Speaking for myself, I know that my moral character can infinitely use improving and I would humbly suggest you consider doing the same because ‘society’ is another way of describing the same string held to by each person in this entire world. Our responsibility is to make certain that where we see the string is frayed and near breaking around us, we mend it to the best of our ability.

I am now climbing off my soapbox and on to Lulu for a calming ride.

& P.S. To The Unfaithful who would say: But it just sort of happened, then to you I send the Greatest Emotional Flaccidity Award.

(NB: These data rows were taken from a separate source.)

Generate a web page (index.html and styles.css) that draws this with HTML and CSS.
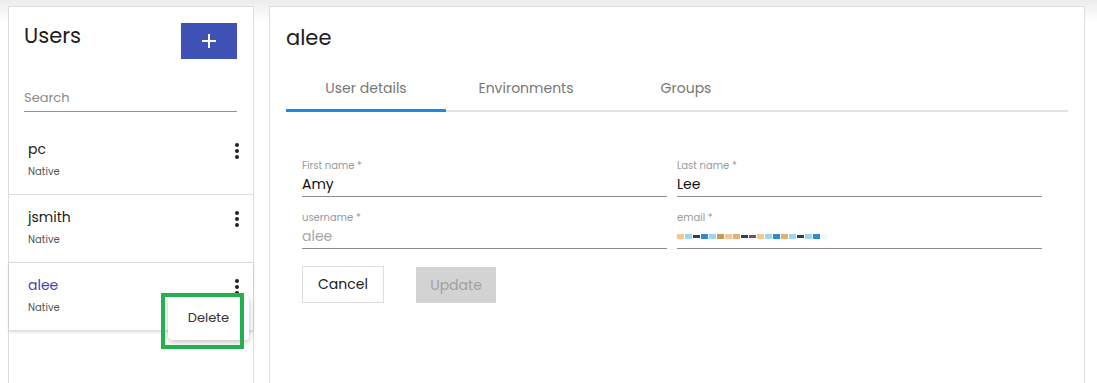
FILE: index.html
```html
<!DOCTYPE html>
<html lang="en">
<head>
    <meta charset="UTF-8">
    <meta name="viewport" content="width=device-width, initial-scale=1.0">
    <title>Users</title>
    <link rel="stylesheet" href="styles.css">
</head>
<body>
    <div class="layout">
        <aside class="panel users-panel">
            <div class="users-head">
                <h2>Users</h2>
                <button class="add-btn" aria-label="Add user">
                    <svg width="14" height="14" viewBox="0 0 14 14"><path d="M7 0v14M0 7h14" stroke="#fff" stroke-width="2"/></svg>
                </button>
            </div>
            <div class="search">
                <input type="text" placeholder="Search">
            </div>
            <ul class="user-list">
                <li class="user-item">
                    <div>
                        <div class="user-name">pc</div>
                        <div class="user-type">Native</div>
                    </div>
                    <span class="kebab"><i></i><i></i><i></i></span>
                </li>
                <li class="user-item">
                    <div>
                        <div class="user-name">jsmith</div>
                        <div class="user-type">Native</div>
                    </div>
                    <span class="kebab"><i></i><i></i><i></i></span>
                </li>
                <li class="user-item selected">
                    <div>
                        <div class="user-name">alee</div>
                        <div class="user-type">Native</div>
                    </div>
                    <span class="kebab"><i></i><i></i><i></i></span>
                    <div class="menu">Delete</div>
                    <div class="highlight"></div>
                </li>
            </ul>
        </aside>

        <main class="panel detail-panel">
            <h2>alee</h2>
            <div class="tabs">
                <div class="tab active">User details</div>
                <div class="tab">Environments</div>
                <div class="tab">Groups</div>
            </div>
            <form class="user-form">
                <div class="fields">
                    <div class="field">
                        <label>First name *</label>
                        <div class="value">Amy</div>
                    </div>
                    <div class="field">
                        <label>Last name *</label>
                        <div class="value">Lee</div>
                    </div>
                    <div class="field">
                        <label>username *</label>
                        <div class="value disabled">alee</div>
                    </div>
                    <div class="field">
                        <label>email *</label>
                        <div class="value masked">
                            <span class="c1"></span><span class="c2"></span><span class="c3"></span><span class="c4"></span><span class="c2"></span><span class="c5"></span><span class="c1"></span><span class="c6"></span><span class="c3"></span><span class="c7"></span><span class="c1"></span><span class="c2"></span><span class="c4"></span><span class="c6"></span><span class="c2"></span><span class="c3"></span><span class="c2"></span><span class="c4"></span><span class="c8"></span>
                        </div>
                    </div>
                </div>
                <div class="actions">
                    <button type="button" class="btn-cancel">Cancel</button>
                    <button type="button" class="btn-update" disabled>Update</button>
                </div>
            </form>
        </main>
    </div>
</body>
</html>
```

FILE: styles.css
```css
body {
    font-family: 'Poppins', 'Open Sans', sans-serif;
    margin: 0;
    padding: 6px 12px 0 8px;
    background: linear-gradient(#ececec 0, #ffffff 22px) no-repeat;
    height: 377px;
    overflow: hidden;
    color: #222;
}
.layout {
    display: flex;
    gap: 15px;
    height: 100%;
}
.panel {
    background-color: #fff;
    border: 1px solid #dcdce2;
    border-bottom: none;
    box-sizing: border-box;
}
.users-panel {
    width: 246px;
    flex-shrink: 0;
}
.detail-panel {
    flex: 1;
    padding: 0 16px;
}
h2 {
    font-size: 21px;
    font-weight: 400;
    margin: 0;
    color: #1c1c1c;
}
.users-head {
    display: flex;
    justify-content: space-between;
    padding: 16px 16px 0 15px;
}
.users-head h2 {
    line-height: 26px;
    margin-top: 0;
}
.add-btn {
    width: 56px;
    height: 36px;
    background-color: #3f51b5;
    border: none;
    display: flex;
    align-items: center;
    justify-content: center;
    padding: 0;
}
.search {
    padding: 25px 16px 0 15px;
}
.search input {
    width: 100%;
    box-sizing: border-box;
    border: none;
    border-bottom: 1px solid #949494;
    font-family: inherit;
    font-size: 13px;
    padding: 2px 0 3px;
    outline: none;
}
.search input::placeholder {
    color: #8a8a8a;
}
.user-list {
    list-style: none;
    margin: 15px 0 0;
    padding: 0;
}
.user-item {
    position: relative;
    height: 68px;
    box-sizing: border-box;
    border-bottom: 1px solid #dedede;
    padding: 12px 14px 0 19px;
    display: flex;
    justify-content: space-between;
    align-items: flex-start;
}
.user-item.selected {
    box-shadow: 0 1px 3px rgba(0, 0, 0, 0.15);
}
.user-name {
    font-size: 14px;
    line-height: 20px;
    color: #1c1c1c;
}
.selected .user-name {
    color: #4b3fa8;
}
.user-type {
    font-size: 10px;
    margin-top: 5px;
    color: #555;
}
.kebab {
    display: flex;
    flex-direction: column;
    gap: 2px;
    padding-top: 4px;
}
.kebab i {
    width: 4px;
    height: 4px;
    border-radius: 50%;
    background-color: #222;
}
.menu {
    position: absolute;
    left: 159px;
    top: 33px;
    width: 81px;
    height: 44px;
    background-color: #fff;
    border-radius: 4px;
    box-shadow: 0 2px 6px rgba(0, 0, 0, 0.25);
    font-size: 13px;
    color: #333;
    display: flex;
    align-items: center;
    justify-content: center;
    z-index: 2;
}
.highlight {
    position: absolute;
    left: 152px;
    top: 30px;
    width: 83px;
    height: 56px;
    box-sizing: border-box;
    border: 4px solid #22b14c;
    z-index: 3;
}
.detail-panel h2 {
    margin-top: 18px;
    line-height: 26px;
}
.tabs {
    display: flex;
    margin-top: 14px;
    border-bottom: 2px solid #e2e2e2;
}
.tab {
    width: 160px;
    text-align: center;
    font-size: 14px;
    color: #777;
    padding: 13px 0 10px;
    margin-bottom: -2px;
    border-bottom: 3px solid transparent;
}
.tab.active {
    border-bottom-color: #1e88e5;
}
.user-form {
    padding: 47px 0 0 16px;
}
.fields {
    display: grid;
    grid-template-columns: 365px 365px;
    column-gap: 10px;
    row-gap: 14px;
}
.field label {
    display: block;
    font-size: 10px;
    color: #9a9a9a;
    line-height: 14px;
}
.field .value {
    font-size: 14px;
    line-height: 20px;
    height: 20px;
    padding: 1px 0 2px;
    border-bottom: 1px solid #8c8c8c;
    color: #111;
}
.field .value.disabled {
    color: #a6a6a6;
}
.value.masked {
    display: flex;
    align-items: center;
    gap: 1px;
}
.masked span {
    width: 7px;
    height: 5px;
}
.masked .c1 { background-color: #f5c890; }
.masked .c2 { background-color: #9fd4f0; }
.masked .c3 { background-color: #2a3e6b; height: 3px; }
.masked .c4 { background-color: #2d8ad0; }
.masked .c5 { background-color: #c79a50; }
.masked .c6 { background-color: #e6b070; }
.masked .c7 { background-color: #7a5068; height: 3px; }
.masked .c8 { background-color: #e8fbff; }
.actions {
    display: flex;
    align-items: flex-end;
    gap: 32px;
    margin-top: 17px;
}
.actions button {
    font-family: inherit;
    font-size: 14px;
    height: 37px;
}
.btn-cancel {
    width: 82px;
    background-color: #fff;
    border: 1px solid #dedede;
    color: #1c1c1c;
}
.btn-update {
    width: 80px;
    height: 36px !important;
    background-color: #d3d3d3;
    border: none;
    color: #a0a0a0;
}
```
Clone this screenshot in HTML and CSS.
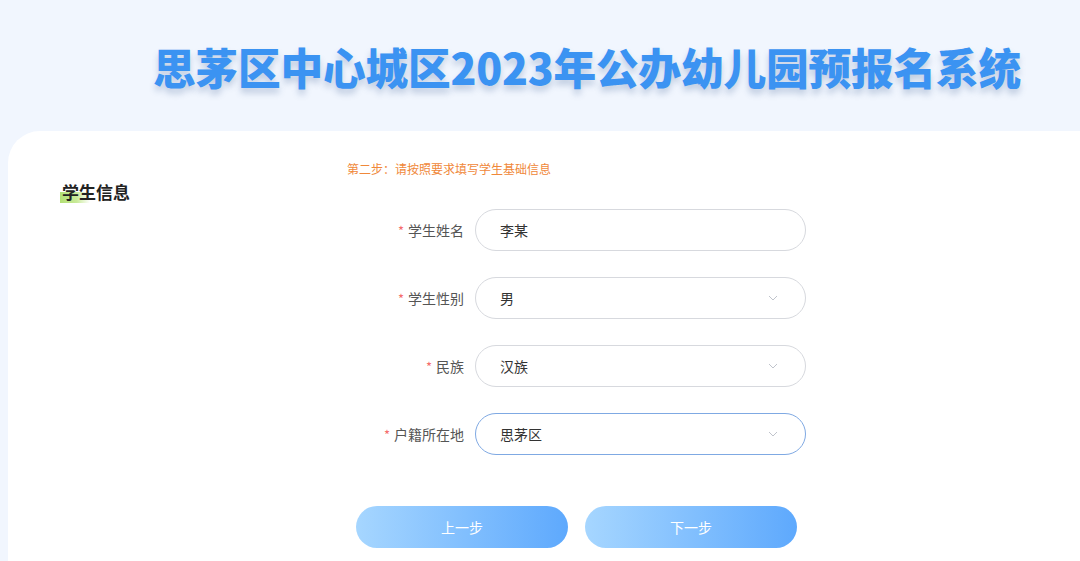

& Ugh, one last P.S. to those 3rd Parties, who are being cheated with; what makes you think you’re special enough, that the man/woman you’re with (the one whose already cheated on a partner to be with you) won’t do it to you…when there’s someone younger, or richer, or more charismatic, or taller, or kinder, or sexier, or plain old different than you, what they have become used to? If this thought’s never crossed your mind, then I hope this last P.S. will ring in your head every single time your partner goes out and comes home even 5 minutes late. (Now that you’ve read that, 3rd Party, you’ll never be able to shake it – and likely, it may have already made your stomach turn. As it should, because you too are a sh*t.)

********************
(1) Of course one can have a normal long distance relationship. But one must be cautious, I believe…or make an effort to fly out and see the other on a very regular basis and during which they spend ‘normal’ time together rather than ‘holiday’ time where it’s all fake fun.

The former will work to guarantee that should your relationship last and move to a stronger stage, you won’t be shocked when your partner behaves like a normal person. The latter will spoil you and your expectations. Neither of these realities should come as a surprise and one should keep them at the forefront of their minds should they enter into a long distance relationship. Bla bla bla.